7/09/2007

Cycle dramatique en un prologue et trois journées

Soirée à deux. Un tantinet fatigués, nous optons pour la facilité télévisuelle. La zapette en main, je me balade sur les chaînes francophones. Déprimant: la daube prime time habituelle. Puis Arte. Analyse d’image à la seconde: une scène de théâtre. Un type au bidon de buveur de bière assis à une table. A ses côtés, une femme également bien en chair. Debout, un autre type plutôt ascétique. Analyse du son au millième de seconde: un ténor, une soprano, une basse, et une musique qui aussitôt appelle mes poils à se dresser tout raides, de la tête aux pieds. Siegmund, Sieglinde, Hunding. Impossible de confondre. Wagner, le Ring. Plus précisément «die Walküre». La Walkyrie, acte I.

Analyse relationnelle au micro-millième de seconde: mon mec déteste l’opéra. Ouvert à tous les genres musicaux, mais l’opéra, non, il ne croche pas. Pour ma part, je ne suis pas une spécialiste. L’opéra italien et ses ténors larmoyants m’agace. Pour le reste je ne connais pas grand-chose. Une exception à la clé: la Tétralogie.

J’y suis venue il y a longtemps, par l’entremise d’un ex qui aura au moins eu ce mérite. Premier contact par la bande d’une cassette VHS, l’Anneau du Nibelung dans sa version 1976 à Bayreuth – mise en scène de Patrice Chéreau, Pierre Boulez à la direction de l’orchestre.

Même pas un coup de foudre. Plus profond que ça. Une révélation. Une Révélation avec majuscule. J’ai bouffé les seize heures sans saturer la moindre minute. L’Or du Rhin. La Walkyrie. Siegfried. Le Crépuscule des Dieux. Et à la fin, j’ai regretté que ça ne dure pas encore.

Ensuite j’ai chatouillé d’autres œuvres du Maître allemand: Der fliegende Holländer, Tannhäuser, Lohengrin, Tristan und Isolde, Die Meistersinger von Nürnberg, Parsifal. De l’excellent, du génial. Mais rien d’aussi géant et abouti que le «Ring des Nibelungen».

Le tout enrobé d’une découverte parallèle de Louis II de Bavière, et du chef-d’œuvre de Visconti, et du «Lord of the Rings» de Tolkien, qui ne s’est jamais caché s’être inspiré du Richard ci-dessus.
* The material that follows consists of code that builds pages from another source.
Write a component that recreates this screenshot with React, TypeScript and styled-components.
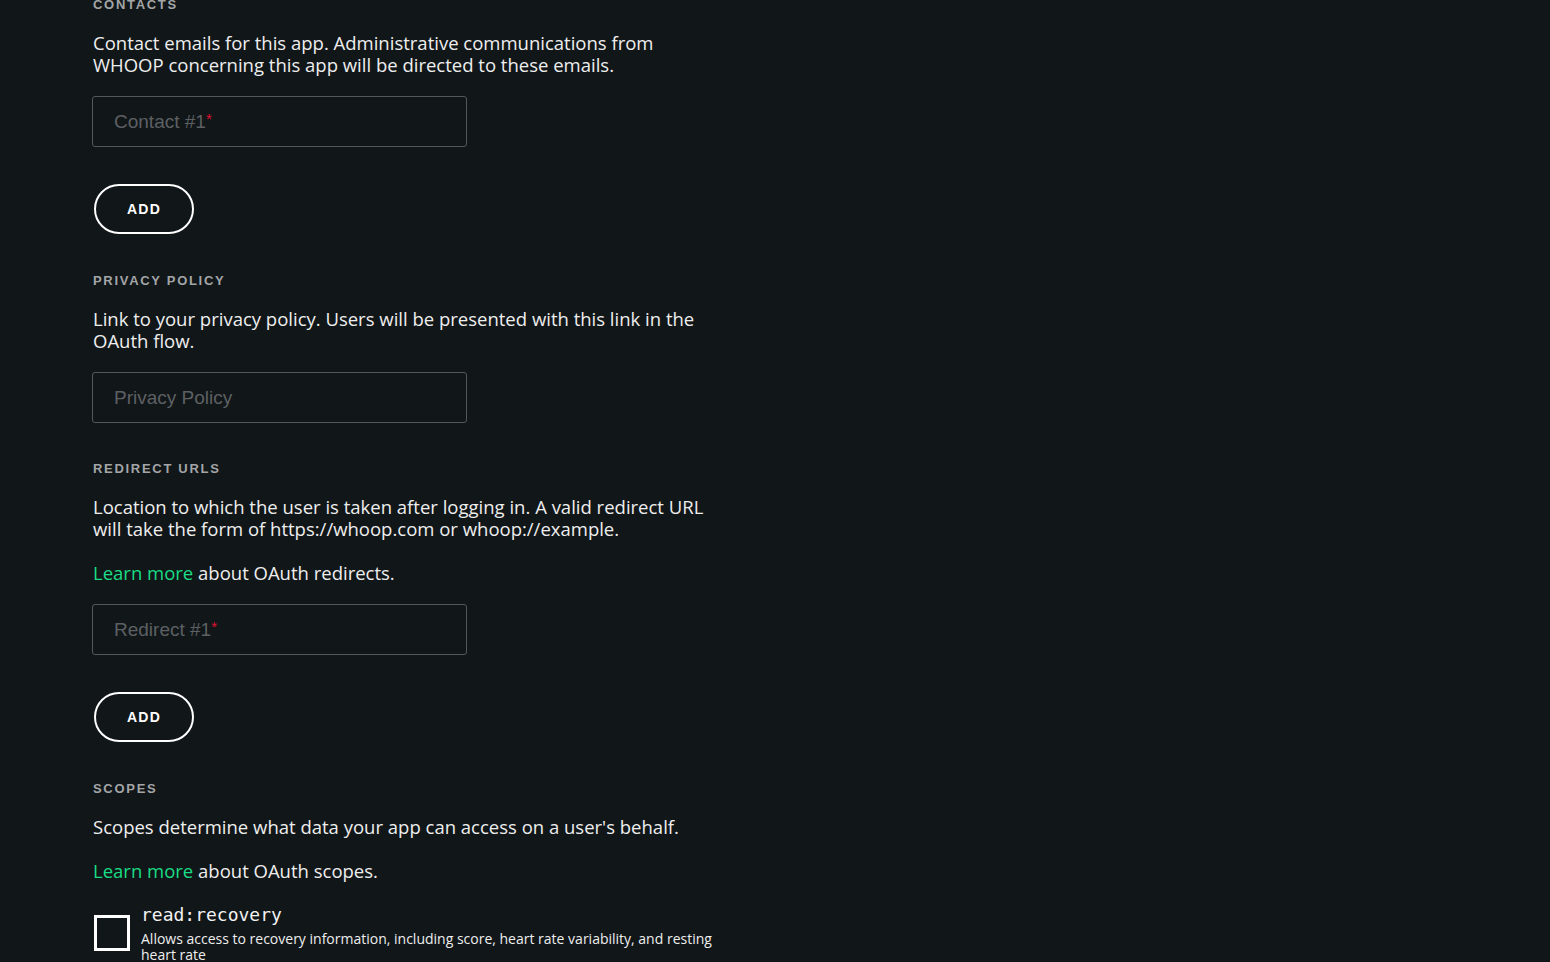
import React from "react";
import styled, { createGlobalStyle } from "styled-components";

const Global = createGlobalStyle`
  html, body { margin: 0; padding: 0; background: #111619; }
  body { font-family: "Open Sans", "Liberation Sans", Arial, sans-serif; color: #ececec; }
  * { box-sizing: border-box; }
`;

const Page = styled.main`
  width: 1550px;
  min-height: 962px;
  background: #111619;
  padding: 0 0 0 93px;
  overflow: hidden;
`;

const Column = styled.div`
  width: 625px;
  display: flex;
  flex-direction: column;
  margin-top: -3px;
`;

const Section = styled.section`
  display: flex;
  flex-direction: column;
  align-items: flex-start;
  margin-bottom: 38px;
`;

const Label = styled.h3`
  margin: 0 0 19px;
  font-family: "Liberation Sans", Arial, sans-serif;
  font-size: 13px;
  line-height: 16px;
  font-weight: 700;
  letter-spacing: 1.7px;
  text-transform: uppercase;
  color: #a3a5a7;
`;

const Text = styled.p`
  margin: 0 0 20px;
  font-size: 18.5px;
  line-height: 22px;
  color: #eeeeee;
  & + & {
    margin-top: 2px;
  }
`;

const Link = styled.a`
  color: #19dd84;
  text-decoration: none;
`;

const Field = styled.div`
  position: relative;
  width: 375px;
  height: 51px;
  margin-left: -1px;
  border: 1px solid #55585b;
  border-radius: 3px;
  display: flex;
  align-items: center;
  padding-left: 21px;
`;

const Placeholder = styled.span`
  font-family: "Liberation Sans", Arial, sans-serif;
  font-size: 19px;
  color: #5d6063;
`;

const Req = styled.span`
  color: #e0102f;
  font-size: 15px;
  vertical-align: 4px;
`;

const AddButton = styled.button`
  margin: 37px 0 1px 1px;
  width: 100px;
  height: 50px;
  border: 2px solid #ffffff;
  border-radius: 25px;
  background: transparent;
  color: #ffffff;
  font-family: "Liberation Sans", Arial, sans-serif;
  font-weight: 700;
  font-size: 14px;
  letter-spacing: 1.3px;
  cursor: pointer;
`;

const ScopeRow = styled.label`
  display: flex;
  align-items: center;
  gap: 11px;
  margin: 1px 0 0 1px;
`;

const Box = styled.span`
  flex: 0 0 auto;
  width: 36px;
  height: 36px;
  border: 3px solid #ffffff;
`;

const ScopeText = styled.div`
  display: flex;
  flex-direction: column;
  gap: 4px;
`;

const ScopeName = styled.code`
  font-family: "DejaVu Sans Mono", "Liberation Mono", monospace;
  font-size: 18px;
  line-height: 24px;
  color: #f2f2f2;
`;

const ScopeDesc = styled.span`
  font-size: 14px;
  line-height: 16px;
  color: #eeeeee;
`;

export default function App() {
  return (
    <Page>
      <Global />
      <Column>
        <Section>
          <Label>Contacts</Label>
          <Text>
            Contact emails for this app. Administrative communications from
            WHOOP concerning this app will be directed to these emails.
          </Text>
          <Field>
            <Placeholder>
              Contact #1<Req>*</Req>
            </Placeholder>
          </Field>
          <AddButton>ADD</AddButton>
        </Section>
        <Section>
          <Label>Privacy Policy</Label>
          <Text>
            Link to your privacy policy. Users will be presented with this link
            in the OAuth flow.
          </Text>
          <Field>
            <Placeholder>Privacy Policy</Placeholder>
          </Field>
        </Section>
        <Section>
          <Label>Redirect URLs</Label>
          <Text>
            Location to which the user is taken after logging in. A valid
            redirect URL will take the form of https://whoop.com or
            whoop://example.
          </Text>
          <Text>
            <Link href="#">Learn more</Link> about OAuth redirects.
          </Text>
          <Field>
            <Placeholder>
              Redirect #1<Req>*</Req>
            </Placeholder>
          </Field>
          <AddButton>ADD</AddButton>
        </Section>
        <Section>
          <Label>Scopes</Label>
          <Text>Scopes determine what data your app can access on a user's behalf.</Text>
          <Text>
            <Link href="#">Learn more</Link> about OAuth scopes.
          </Text>
          <ScopeRow>
            <Box />
            <ScopeText>
              <ScopeName>read:recovery</ScopeName>
              <ScopeDesc>
                Allows access to recovery information, including score, heart
                rate variability, and resting heart rate
              </ScopeDesc>
            </ScopeText>
          </ScopeRow>
        </Section>
      </Column>
    </Page>
  );
}
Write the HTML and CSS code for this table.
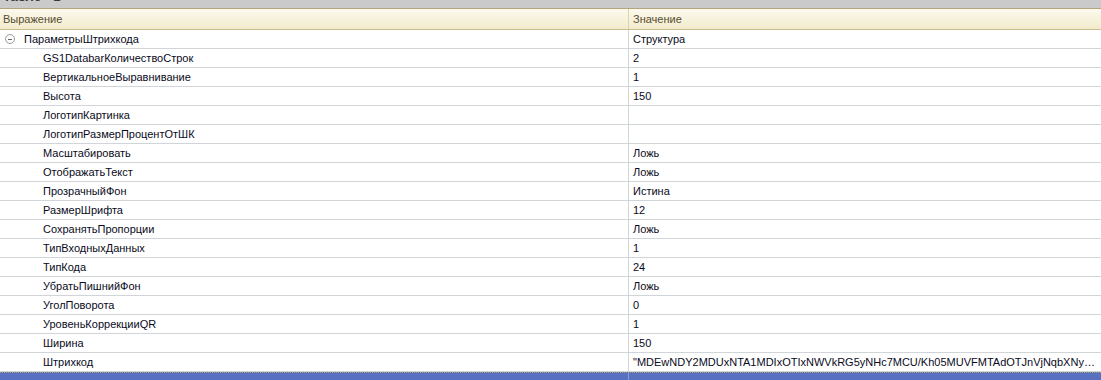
FILE: index.html
```html
<!DOCTYPE html>
<html lang="ru">
<head>
<meta charset="utf-8">
<link rel="stylesheet" href="styles.css">
</head>
<body>
<div class="window">
  <div class="title"><span class="title-text">Табло - 1</span></div>
  <div class="table">
    <div class="row head">
      <div class="cell c1">Выражение</div>
      <div class="cell c2">Значение</div>
    </div>
    <div class="row">
      <div class="cell c1 parent"><span class="toggle"></span>ПараметрыШтрихкода</div>
      <div class="cell c2">Структура</div>
    </div>
    <div class="row"><div class="cell c1 child">GS1DatabarКоличествоСтрок</div><div class="cell c2">2</div></div>
    <div class="row"><div class="cell c1 child">ВертикальноеВыравнивание</div><div class="cell c2">1</div></div>
    <div class="row"><div class="cell c1 child">Высота</div><div class="cell c2">150</div></div>
    <div class="row"><div class="cell c1 child">ЛоготипКартинка</div><div class="cell c2"></div></div>
    <div class="row"><div class="cell c1 child">ЛоготипРазмерПроцентОтШК</div><div class="cell c2"></div></div>
    <div class="row"><div class="cell c1 child">Масштабировать</div><div class="cell c2">Ложь</div></div>
    <div class="row"><div class="cell c1 child">ОтображатьТекст</div><div class="cell c2">Ложь</div></div>
    <div class="row"><div class="cell c1 child">ПрозрачныйФон</div><div class="cell c2">Истина</div></div>
    <div class="row"><div class="cell c1 child">РазмерШрифта</div><div class="cell c2">12</div></div>
    <div class="row"><div class="cell c1 child">СохранятьПропорции</div><div class="cell c2">Ложь</div></div>
    <div class="row"><div class="cell c1 child">ТипВходныхДанных</div><div class="cell c2">1</div></div>
    <div class="row"><div class="cell c1 child">ТипКода</div><div class="cell c2">24</div></div>
    <div class="row"><div class="cell c1 child">УбратьПишнийФон</div><div class="cell c2">Ложь</div></div>
    <div class="row"><div class="cell c1 child">УголПоворота</div><div class="cell c2">0</div></div>
    <div class="row"><div class="cell c1 child">УровеньКоррекцииQR</div><div class="cell c2">1</div></div>
    <div class="row"><div class="cell c1 child">Ширина</div><div class="cell c2">150</div></div>
    <div class="row"><div class="cell c1 child">Штрихкод</div><div class="cell c2 ellipsis">"MDEwNDY2MDUxNTA1MDIxOTIxNWVkRG5yNHc7MCU/Kh05MUVFMTAdOTJnVjNqbXNyY2VkRG5yNHc7MCU/Kh05MUVFMTAdOTJn"</div></div>
    <div class="row selected"><div class="cell c1"></div><div class="cell c2"></div></div>
  </div>
</div>
</body>
</html>
```

FILE: styles.css
```css
html, body {
  margin: 0;
  padding: 0;
  background: #ffffff;
}
.window {
  width: 1101px;
  height: 380px;
  overflow: hidden;
  font-family: "Liberation Sans", Arial, sans-serif;
  font-size: 11px;
}
.title {
  height: 8px;
  overflow: hidden;
  background: #cacaca;
  border-bottom: 1px solid #b3a67c;
}
.title-text {
  display: block;
  margin-top: -10px;
  padding-left: 3px;
  font-size: 13px;
  font-weight: bold;
  line-height: 14px;
  color: #3a3a3a;
}
.table {
  display: flex;
  flex-direction: column;
}
.row {
  display: grid;
  grid-template-columns: 628px 1fr;
  height: 18px;
  border-bottom: 1px solid #d0d5da;
}
.cell {
  line-height: 18px;
  white-space: nowrap;
  overflow: hidden;
  color: #0a0a22;
}
.c1 {
  padding-left: 3px;
  display: flex;
  align-items: center;
}
.c2 {
  border-left: 1px solid #d0d5da;
  padding-left: 4px;
  padding-right: 6px;
}
.ellipsis {
  text-overflow: ellipsis;
}
.head {
  height: 20px;
  background: linear-gradient(#fbf9ee, #f2ebcc);
  border-bottom: 1px solid #c9bd8e;
}
.head .cell {
  line-height: 20px;
  color: #574c30;
}
.head .c2 {
  border-left: 1px solid #ddd3ad;
}
.parent {
  padding-left: 5px;
}
.toggle {
  width: 8px;
  height: 8px;
  border: 1px solid #9a9a9a;
  border-radius: 50%;
  margin-right: 9px;
  position: relative;
  flex: none;
}
.toggle::after {
  content: "";
  position: absolute;
  left: 2px;
  right: 2px;
  top: 3.5px;
  height: 1px;
  background: #666;
}
.child {
  padding-left: 43px;
}
.selected {
  background: #5870c0;
  border-top: 1px dotted #b0a070;
  border-bottom: none;
}
.selected .c2 {
  border-left: 1px solid #8a9ad6;
}
```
La Tétralogie, c’était il y a des années. Je n’étais pas une freak au point de connaître par cœur jusqu’au plus précis des leitmotiv. Mais le «Ring», si on l’a aimé comme je l’ai adoré, ça ne s’oublie pas. Ainsi il ne m’aura pas fallu plus d’un millième de seconde pour m’y retrouver comme si c’était hier.

Un coup d’œil à mon mec. Je chuchote: «Wagner… Le Ring…» Il sait de quoi je parle, je lui ai raconté. Pour le bien du couple, je suis sincèrement prête à me sacrifier. Tant pis, il y aura d’autres occasions – un DVD, un voyage peut-être un jour à Bayreuth – encore que, vu la liste d’attente bloquée pour les dix ans à venir, cela relèverait du miracle… Grand seigneur, il répond à ma question informulée: «Non, vas-y, regarde, ça ne me dérange pas…»

Et de poser sa tête sur mes genoux. Il est tard. Selon mes calculs, la retransmission du Festival d’Aix-en-Provence ne se terminera pas avant une heure du matin. Le lendemain réveil aux aurores: est-ce bien raisonnable? J’y réfléchis un quart de micro-millième de seconde. Constat: je m’en tape!

D’ailleurs, je ne suis plus capable de réfléchir. Je n’ai pas envie de réfléchir. Je suis, très littéralement, hors de moi. Et je pleure, et je souris, et je ris. Et la palette plénière des sentiments. Et j’en jouis.

Tandis que mon homme, ennuyé jusqu’à la lie, s’est tranquillement endormi. La tête sur mes genoux.